Внутри материалов присутствие автора все еще довольно незримо – то есть он чаще остается за кадром, несмотря на то, что повествование от первого лица – это опробованный и хорошо зарекомендовавший себя прием в текстах.Но за то время, которое я работаю в журналистике, изменились ожидания от того, что автор делает для продвижения самого себя или так называемого личного бренда журналиста. В 2010 году об этом особо никто не думал: не было такого ощущения, что ты должен ходить везде, рассказывать про свои тексты, постить ссылки в соцсетях всюду. Сейчас от тебя этого по-настоящему ждут. Частично это связано с тем, что во всем мире количество постоянных рабочих мест для журналистов уменьшается, в том числе и для научных. Мы все больше и больше фрилансеры, а это явная конкуренция друг с другом и борьба личных брендов.
Например, Эд Йонг – Пулитцеровский лауреат из The Atlantic, который получил премию за ковидные свои статьи – это, без преувеличения, один из самых известных научных журналистов сейчас в мире. Про каждый свой текст он пишет огромный тред в Твиттере, где в том числе будто показывает бэкстейдж: как он работал с этими источниками, о чем он думал. Я думаю, такая прозрачность процесса, когда читатели видят, как журналист принимает те или иные решения, помогает чувствовать связь с конкретным автором, а не с медиа.
“Мы отвечаем на какие-то запросы читателей: как прямо сформулированные, так и те, о которых они сами еще не догадываются, но которые полезно было бы знать”
С помощью каких методов и подходов в научной журналистике можно сейчас популяризовать науку в целом?
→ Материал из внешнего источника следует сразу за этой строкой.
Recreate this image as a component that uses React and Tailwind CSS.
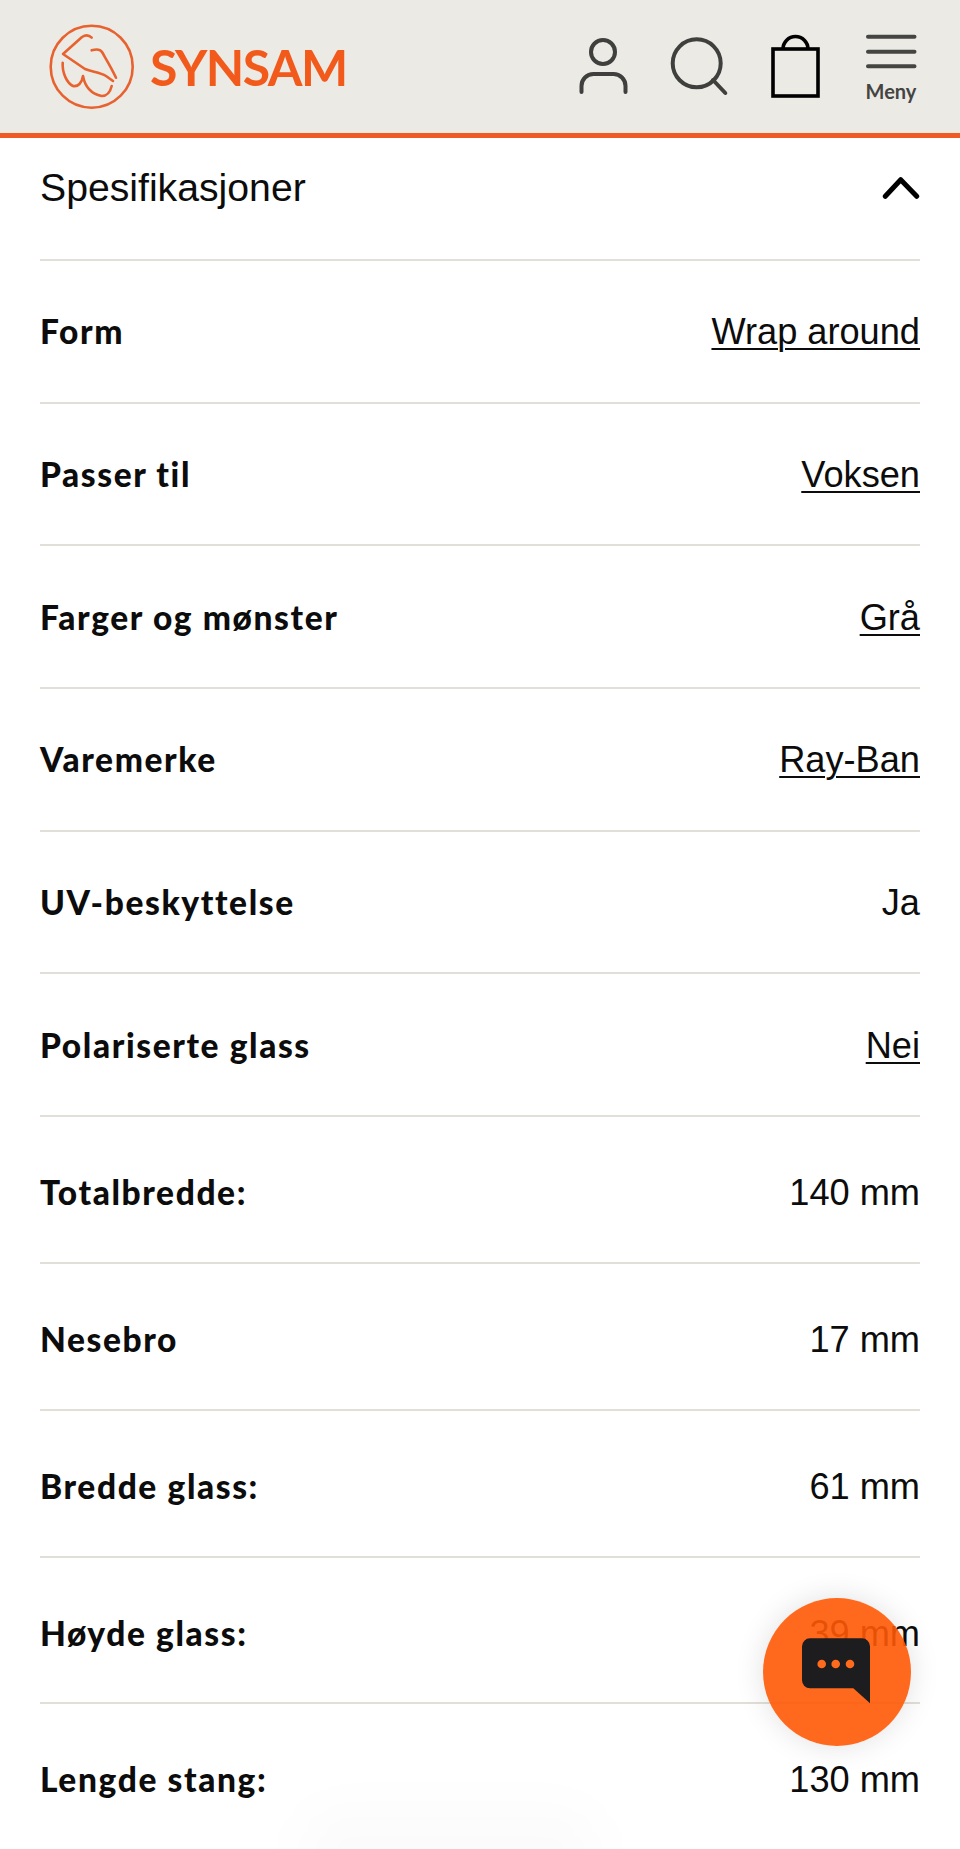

Я думаю, нам нужно больше внимания уделять техникам объяснения, как рассказывать читателям. Есть даже такой подход – explanatory journalism – объяснительная журналистика. Хотя некоторые мои коллеги считают, что вся журналистика – объяснительная: если из ваших материалов ничего не понятно, значит, вы как-то плохо работу свою делаете. То есть не нужна какая-то особая объяснительная журналистика, но, тем не менее, есть такая идеология, которая предполагает, что ты не можешь оставлять читателя один на один просто с фактами, а должен достаточно полно и точно их осветить. Если ты говоришь “Ну, а теперь, уважаемый читатель, разбирайся как-нибудь сам, делай из этого выводы, какие хочешь”, то это отказ от ответственности в этой ситуации.Мне кажется, нам было бы полезно всем подумать, как мы объясняем вообще, что происходит. Потому что это и нам тоже бы помогло, а не только аудитории. Да, мы отвечаем на какие-то запросы читателей: как прямо сформулированные, так и те, о которых они сами еще не догадываются, но которые полезно было бы знать. И, как сообщество, мы, возможно, консервативно подходим к объяснению. То есть считается, что лучше, если читатель не поймет, – он постесняется спросить и останется с этим вопросом, и это как бы будет незаметно. А если ты пытаешься упростить, пытаешься объяснить лучше, ты можешь сделать ошибку, и это будет заметно. Может быть, тут какой-то такой расчет есть.
Кто должен заниматься популяризацией науки, кроме научных журналистов?
Я бы сказала, что научные журналисты все-таки занимаются, прежде всего, научной журналистикой. Популяризация – это немного другая часть научной коммуникации. Журналистика – это не пропаганда научного знания, это в том числе и критическое отношение к науке как к отрасли. Все то же самое, что делают, например, политические или экономические журналисты, научные должны применительно к науке.Но, конечно, какая-то часть нашей работы – это такая традиционная популяризация, просто донесение информации о новых результатах, каких-то лучших практиках. Кто этим должен заниматься? Наверное, по должностной инструкции, какие-то популяризаторы должны, или ученые. Но вопрос в том, насколько это должна быть жесткая, формальная обязанность, а насколько – просто ощущение, понимание собственной миссии. А так, все, у кого есть какой-то доступ к аудитории с запросом на это, могут заниматься популяризацией. В подавляющем большинстве случаев, распространение научного знания — это благо, от которого мы все выигрываем. Поэтому популяризаторов нужно так же много, как и журналистов.